God is compassionate and gracious, slow to anger, abounding in love. AND God does not leave the guilty unpunished. We can't pick and choose when it comes to the attributes of God. We can't say, for instance, "I want God's love and mercy for myself but my neighbor who has hurt me can have God's justice and wrath." We don't get to pick and choose that way.

When God describes Himself, He doesn't emphasize one attribute to the exclusion of all others. He isn't only supreme power and justice or only love and grace or only good and holy. He is all of these fully because God is one. His attributes are one. God's attributes are not separate. God is merciful in His justice and God is just in His mercy. So God's justice does not change and His mercy does not change.

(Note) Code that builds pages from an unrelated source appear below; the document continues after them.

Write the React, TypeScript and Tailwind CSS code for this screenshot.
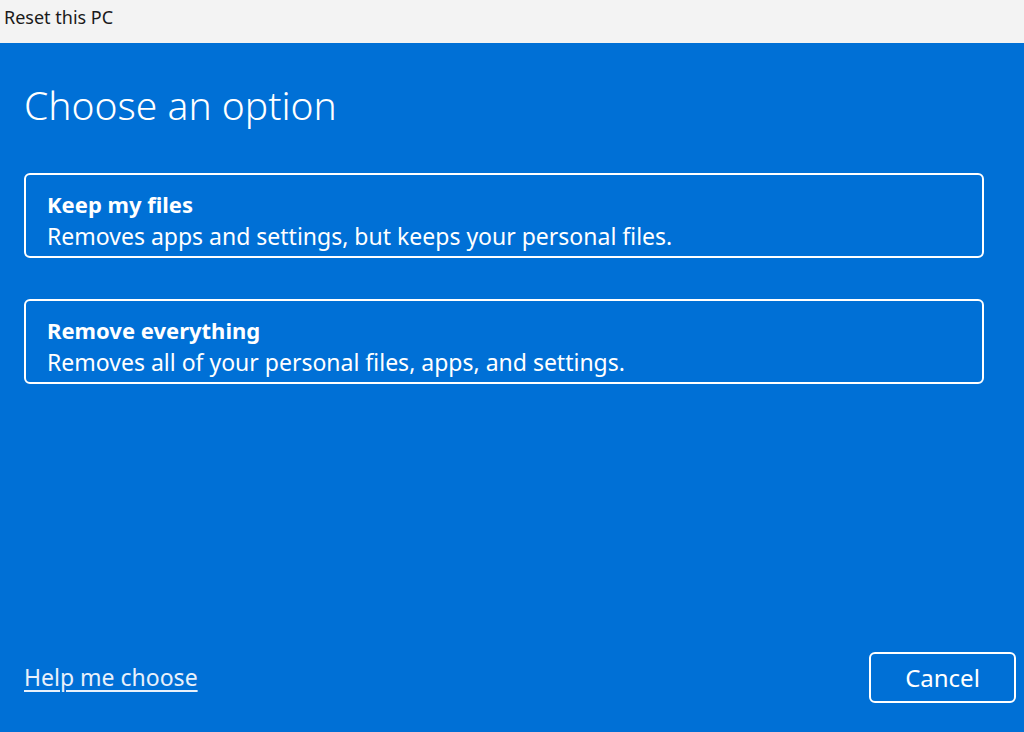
export default function App() {
  const options = [
    { title: "Keep my files", desc: "Removes apps and settings, but keeps your personal files." },
    { title: "Remove everything", desc: "Removes all of your personal files, apps, and settings." },
  ];

  return (
    <div className="h-[732px] w-[1024px] flex flex-col overflow-hidden" style={{ fontFamily: '"Noto Sans", "Open Sans", sans-serif' }}>
      <div className="h-[43px] bg-[#f3f3f3] pl-[4px] pt-[4px] text-[18px] text-[#1a1a1a] leading-[26px]">
        Reset this PC
      </div>

      <div className="flex-1 bg-[#0070d6] text-white flex flex-col px-[24px]">
        <h1 className="mt-[37px] text-[39px] font-light leading-[50px]">Choose an option</h1>

        <div className="mt-[43px] flex flex-col gap-[41px] w-[960px]">
          {options.map((o) => (
            <button
              key={o.title}
              className="h-[85px] border-2 border-white rounded-[6px] text-left px-[21px] pt-[9px]"
            >
              <div className="text-[22px] font-bold leading-[32px]">{o.title}</div>
              <div className="text-[23px] leading-[32px]">{o.desc}</div>
            </button>
          ))}
        </div>

        <div className="mt-auto mb-[29px] flex items-center justify-between">
          <a className="text-[23px] underline underline-offset-[4px] text-[#e8f1fb]">Help me choose</a>
          <button className="w-[147px] h-[51px] mr-[-16px] border-2 border-white rounded-[6px] text-[24px]">
            Cancel
          </button>
        </div>
      </div>
    </div>
  );
}
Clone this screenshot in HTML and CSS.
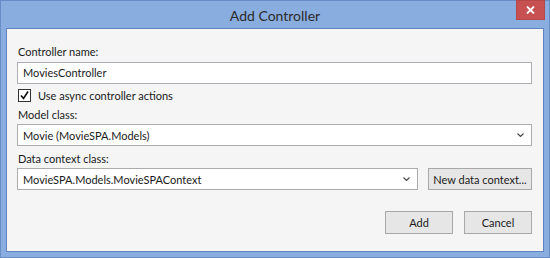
FILE: index.html
```html
<!DOCTYPE html>
<html lang="en">
<head>
    <meta charset="UTF-8">
    <meta name="viewport" content="width=device-width, initial-scale=1.0">
    <title>Add Controller</title>
    <link rel="stylesheet" href="styles.css">
</head>
<body>
    <div class="window">
        <div class="titlebar">
            <div class="title">Add Controller</div>
            <div class="close-btn">
                <svg width="9" height="8" viewBox="0 0 9 8"><path d="M1 0.5 L8 7.5 M8 0.5 L1 7.5" stroke="#fff" stroke-width="1.8" fill="none"/></svg>
            </div>
        </div>
        <div class="panel">
            <div class="field-label">Controller name:</div>
            <div class="textbox">MoviesController</div>
            <div class="check-row">
                <div class="checkbox">
                    <svg width="11" height="11" viewBox="0 0 11 11"><path d="M2 5.5 L4.5 8.5 L9 1.5" stroke="#111" stroke-width="1.6" fill="none"/></svg>
                </div>
                <span>Use async controller actions</span>
            </div>
            <div class="field-label spaced">Model class:</div>
            <div class="combo">
                <span>Movie (MovieSPA.Models)</span>
                <svg class="chevron" width="7" height="4" viewBox="0 0 7 4"><path d="M0.5 0.5 L3.5 3.5 L6.5 0.5" stroke="#444" stroke-width="1.1" fill="none"/></svg>
            </div>
            <div class="field-label spaced-more">Data context class:</div>
            <div class="combo-row">
                <div class="combo grow">
                    <span>MovieSPA.Models.MovieSPAContext</span>
                    <svg class="chevron" width="7" height="4" viewBox="0 0 7 4"><path d="M0.5 0.5 L3.5 3.5 L6.5 0.5" stroke="#444" stroke-width="1.1" fill="none"/></svg>
                </div>
                <button class="btn btn-new">New data context...</button>
            </div>
            <div class="actions">
                <button class="btn btn-dialog">Add</button>
                <button class="btn btn-dialog">Cancel</button>
            </div>
        </div>
    </div>
</body>
</html>
```

FILE: styles.css
```css
* { margin: 0; padding: 0; box-sizing: border-box; }
body { font-family: Lato, "Noto Sans", sans-serif; font-size: 11px; color: #1a1a1a; background: #fff; }
.window { width: 550px; height: 258px; background: #8aaddf; border: 1px solid #6a8cc6; display: flex; flex-direction: column; }
.titlebar { height: 27px; position: relative; display: flex; align-items: center; justify-content: center; }
.title { font-size: 14px; color: #2b2b2b; padding-top: 1px; }
.close-btn { position: absolute; top: -1px; right: 4px; width: 29px; height: 20px; background: #c75050; border: 1px solid #b54747; display: flex; align-items: center; justify-content: center; }
.panel { flex: 1; margin: 0 5px 5px 5px; background: #f5f5f5; border: 1px solid #5e82c2; padding: 15px 11px 0 10px; }
.field-label { height: 16px; line-height: 16px; margin-bottom: 2px; padding-left: 1px; }
.field-label.spaced { margin-top: 4px; margin-bottom: 1px; }
.field-label.spaced-more { margin-top: 5px; margin-bottom: 1px; }
.textbox { height: 22px; background: #fff; border: 1px solid #abadb3; padding: 0 5px; line-height: 20px; }
.check-row { display: flex; align-items: center; gap: 7px; height: 15px; margin-top: 4px; padding-left: 1px; }
.checkbox { width: 13px; height: 13px; border: 1px solid #333; background: #fff; display: flex; align-items: center; justify-content: center; }
.combo { height: 22px; background: #fff; border: 1px solid #acacac; padding: 0 7px 0 5px; display: flex; align-items: center; justify-content: space-between; }
.combo-row { display: flex; gap: 10px; }
.grow { flex: 1; }
.chevron { flex-shrink: 0; }
.btn { font-family: inherit; font-size: 11px; color: #1a1a1a; background: #e6e6e6; border: 1px solid #a8a8a8; height: 22px; white-space: nowrap; }
.btn-new { width: 104px; }
.actions { display: flex; justify-content: flex-end; gap: 11px; margin-top: 21px; }
.btn-dialog { width: 68px; height: 23px; }
```
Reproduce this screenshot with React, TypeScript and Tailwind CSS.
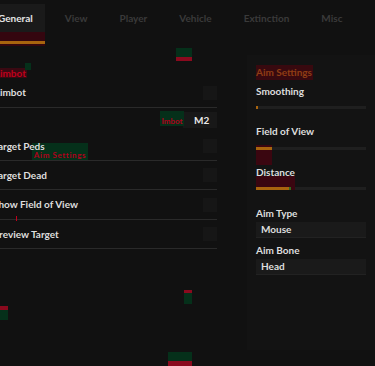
import React from 'react';

const font = { fontFamily: 'Lato, "Noto Sans", sans-serif' };

const tabs = ['General', 'View', 'Player', 'Vehicle', 'Extinction', 'Misc'];

function Tab({ label, active }: { label: string; active: boolean }) {
    return (
        <div className="flex flex-col">
            <div
                className={`h-[28px] px-3 flex items-center text-[10px] font-bold ${active ? 'bg-[#1a1a1a] text-[#e4e4e4]' : 'text-[#3a3a3a]'}`}
            >
                {label}
            </div>
            {active && (
                <div className="h-[14px] bg-[#34060f] flex flex-col justify-end pb-[2px]">
                    <div className="h-[3px] bg-[#a8640e]" />
                </div>
            )}
        </div>
    );
}

function CheckRow({ label, tall }: { label: string; tall?: boolean }) {
    return (
        <div className={`${tall ? 'h-[30px]' : 'h-[29px]'} flex items-center justify-between border-b border-[#2a2a2a]`}>
            <span className="relative z-10 text-[10px] font-bold text-[#dedede]">{label}</span>
            <div className="w-[14px] h-[14px] bg-[#161616]" />
        </div>
    );
}

function Label({ children, className = '' }: { children: React.ReactNode; className?: string }) {
    return <div className={`text-[10px] leading-[12px] font-bold text-[#dedede] ${className}`}>{children}</div>;
}

function Select({ value }: { value: string }) {
    return (
        <div className="h-[16px] bg-[#1a1a1a] border-b border-[#222] flex items-center pl-[5px] text-[10px] font-bold text-[#dedede]">
            {value}
        </div>
    );
}

export default function App() {
    return (
        <div className="relative w-[375px] h-[366px] overflow-hidden bg-[#111111]" style={font}>
            {/* Tab bar */}
            <div className="flex gap-2 pt-[4px] ml-[-14px]">
                {tabs.map((t, i) => (
                    <Tab key={t} label={t} active={i === 0} />
                ))}
            </div>

            <div className="flex">
                {/* Left column */}
                <div className="ml-[-7px] w-[224px] shrink-0 pt-[22px]">
                    <div className="w-fit h-[10px] bg-[#3a0912] text-[#c0001c] text-[10px] leading-[10px] font-bold pr-[1px]">
                        Aimbot
                    </div>
                    <CheckRow label="Aimbot" tall />
                    <div className="h-[24px] flex items-center justify-end">
                        <div className="w-[34px] h-[16px] bg-[#181818] flex items-center pl-[11px] text-[10px] font-bold text-[#e8e8e8]">
                            M2
                        </div>
                    </div>
                    <CheckRow label="Target Peds" />
                    <CheckRow label="Target Dead" />
                    <CheckRow label="Show Field of View" tall />
                    <CheckRow label="Preview Target" />
                </div>

                {/* Right column */}
                <div className="ml-[30px] mt-[9px] h-[295px] flex-1 bg-[#131313] px-[9px] pt-[10px]">
                    <div className="w-fit h-[15px] leading-[15px] bg-[#38090f] text-[#8f3d14] text-[10px] font-bold pr-[1px]">
                        Aim Settings
                    </div>
                    <Label className="mt-[5px]">Smoothing</Label>
                    <div className="relative mt-[9px] h-[3px] bg-[#1f1f1f]">
                        <div className="absolute left-0 top-0 h-[3px] w-[2px] bg-[#a8640e]" />
                    </div>

                    <Label className="mt-[16px]">Field of View</Label>
                    <div className="relative mt-[10px] h-[3px] bg-[#1f1f1f]">
                        <div className="absolute left-0 top-[-2px] w-[16px] h-[20px] bg-[#3a0610]" />
                        <div className="absolute left-0 top-0 w-[16px] h-[3px] bg-[#a8640e]" />
                    </div>

                    <Label className="mt-[16px]">Distance</Label>
                    <div className="relative mt-[9px] h-[3px] bg-[#1f1f1f]">
                        <div className="absolute left-0 top-[-11px] w-[39px] h-[14px] bg-[#3a0610]" />
                        <div className="absolute left-0 top-0 w-[33px] h-[3px] bg-[#a8640e]" />
                        <div className="absolute left-[33px] top-0 w-[2px] h-[3px] bg-[#2e6a1e]" />
                    </div>

                    <Label className="mt-[17px]">Aim Type</Label>
                    <div className="mt-[3px]">
                        <Select value="Mouse" />
                    </div>
                    <Label className="mt-[6px]">Aim Bone</Label>
                    <div className="mt-[3px]">
                        <Select value="Head" />
                    </div>
                </div>
            </div>

            {/* Debug overlays */}
            <div className="absolute left-[176px] top-[48px] w-[16px] h-[9px] bg-[#05301a]" />
            <div className="absolute left-[176px] top-[57px] w-[16px] h-[4px] bg-[#8a0a1e]" />
            <div className="absolute left-[25px] top-[63px] w-[6px] h-[7px] bg-[#05301a]" />

            <div className="absolute left-[160px] top-[111px] w-[24px] h-[15px] bg-[#05301a] flex items-end justify-center">
                <span className="text-[8px] leading-[10px] font-bold text-[#b0001c] whitespace-nowrap">Imbot</span>
            </div>

            <div className="absolute left-[32px] top-[143px] w-[56px] h-[17px] bg-[#05301a] flex items-end justify-center">
                <span className="text-[8px] leading-[10px] font-bold tracking-[0.6px] text-[#b0001c] whitespace-nowrap">Aim Settings</span>
            </div>

            <div className="absolute left-[16px] top-[216px] w-[1px] h-[5px] bg-[#c0001c]" />

            <div className="absolute left-0 top-[306px] w-[8px] h-[4px] bg-[#8a0a1e]" />
            <div className="absolute left-0 top-[310px] w-[8px] h-[10px] bg-[#05301a]" />
            <div className="absolute left-[184px] top-[290px] w-[8px] h-[3px] bg-[#8a0a1e]" />
            <div className="absolute left-[184px] top-[293px] w-[8px] h-[11px] bg-[#05301a]" />
            <div className="absolute left-[168px] top-[352px] w-[24px] h-[9px] bg-[#05301a]" />
            <div className="absolute left-[168px] top-[361px] w-[24px] h-[5px] bg-[#8a0a1e]" />
        </div>
    );
}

Many want to embrace the biblical statement "God is love" (1 Jn 4:8), yet few want to accept the biblical content that comes with the statement. What most people mean by "God is love" is that God is a kindly old gentleman, a grandpa type figure. Most of the time He overlooks the bad things we do and wants only to bless us. God might disapprove of certain behaviors, but He is not personally offended by it. He certainly does not hold sins against people as long as they try.

If we confess "God is love" we must affirm the content the Bible puts into that statement. If God's love is to mean anything, it must include a love of righteousness and purity. If God's love is to mean anything, it must also include a hatred of sin and those who refuse to repent of their sin.

Sound doctrine says God is unchanging. God is unchanging in His demands, His punishment, His justice.

Knowing this, we need to do something. We need to humble ourselves -- realizing and admitting we have nothing to offer. We need to realize we are no better than all others and fully deserve God's punishment. We need to turn to God in repentance and faith and cast ourselves on God's loving justice. We need to believe in the Lord Jesus Christ Who suffered God's punishment and showed God's love. We need to do this because the way of the cross is the only way of salvation.